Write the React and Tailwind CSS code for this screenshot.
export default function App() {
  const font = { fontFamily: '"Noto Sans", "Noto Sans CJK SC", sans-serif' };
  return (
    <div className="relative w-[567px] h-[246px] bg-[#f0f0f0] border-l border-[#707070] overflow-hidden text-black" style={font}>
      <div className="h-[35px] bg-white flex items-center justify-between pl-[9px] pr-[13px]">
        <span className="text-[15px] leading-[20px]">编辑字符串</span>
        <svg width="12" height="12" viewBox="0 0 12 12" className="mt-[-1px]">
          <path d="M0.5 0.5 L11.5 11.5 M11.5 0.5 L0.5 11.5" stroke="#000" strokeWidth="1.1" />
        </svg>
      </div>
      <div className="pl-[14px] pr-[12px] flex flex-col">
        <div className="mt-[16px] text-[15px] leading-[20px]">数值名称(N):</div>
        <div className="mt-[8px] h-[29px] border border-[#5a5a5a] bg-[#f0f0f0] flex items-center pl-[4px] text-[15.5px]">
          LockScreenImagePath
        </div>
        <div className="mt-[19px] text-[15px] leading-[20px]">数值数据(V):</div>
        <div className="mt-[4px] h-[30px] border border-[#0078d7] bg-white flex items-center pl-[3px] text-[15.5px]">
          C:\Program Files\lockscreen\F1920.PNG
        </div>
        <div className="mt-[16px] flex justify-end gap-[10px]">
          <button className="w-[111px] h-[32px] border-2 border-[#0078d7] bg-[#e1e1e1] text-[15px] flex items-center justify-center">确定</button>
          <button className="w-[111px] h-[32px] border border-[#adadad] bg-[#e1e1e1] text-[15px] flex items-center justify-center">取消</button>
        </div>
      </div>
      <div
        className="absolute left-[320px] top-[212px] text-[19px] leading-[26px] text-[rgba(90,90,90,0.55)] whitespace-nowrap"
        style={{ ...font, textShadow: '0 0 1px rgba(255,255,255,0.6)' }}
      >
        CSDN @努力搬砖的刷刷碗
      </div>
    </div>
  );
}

▶ _The request_: Extract the listing in its entirety, matching it exactly.

▶ _Worked answer_:
Write the React and Tailwind CSS code for this screenshot.
export default function App() {
  const font = { fontFamily: '"Noto Sans", "Noto Sans CJK SC", sans-serif' };
  return (
    <div className="relative w-[567px] h-[246px] bg-[#f0f0f0] border-l border-[#707070] overflow-hidden text-black" style={font}>
      <div className="h-[35px] bg-white flex items-center justify-between pl-[9px] pr-[13px]">
        <span className="text-[15px] leading-[20px]">编辑字符串</span>
        <svg width="12" height="12" viewBox="0 0 12 12" className="mt-[-1px]">
          <path d="M0.5 0.5 L11.5 11.5 M11.5 0.5 L0.5 11.5" stroke="#000" strokeWidth="1.1" />
        </svg>
      </div>
      <div className="pl-[14px] pr-[12px] flex flex-col">
        <div className="mt-[16px] text-[15px] leading-[20px]">数值名称(N):</div>
        <div className="mt-[8px] h-[29px] border border-[#5a5a5a] bg-[#f0f0f0] flex items-center pl-[4px] text-[15.5px]">
          LockScreenImagePath
        </div>
        <div className="mt-[19px] text-[15px] leading-[20px]">数值数据(V):</div>
        <div className="mt-[4px] h-[30px] border border-[#0078d7] bg-white flex items-center pl-[3px] text-[15.5px]">
          C:\Program Files\lockscreen\F1920.PNG
        </div>
        <div className="mt-[16px] flex justify-end gap-[10px]">
          <button className="w-[111px] h-[32px] border-2 border-[#0078d7] bg-[#e1e1e1] text-[15px] flex items-center justify-center">确定</button>
          <button className="w-[111px] h-[32px] border border-[#adadad] bg-[#e1e1e1] text-[15px] flex items-center justify-center">取消</button>
        </div>
      </div>
      <div
        className="absolute left-[320px] top-[212px] text-[19px] leading-[26px] text-[rgba(90,90,90,0.55)] whitespace-nowrap"
        style={{ ...font, textShadow: '0 0 1px rgba(255,255,255,0.6)' }}
      >
        CSDN @努力搬砖的刷刷碗
      </div>
    </div>
  );
}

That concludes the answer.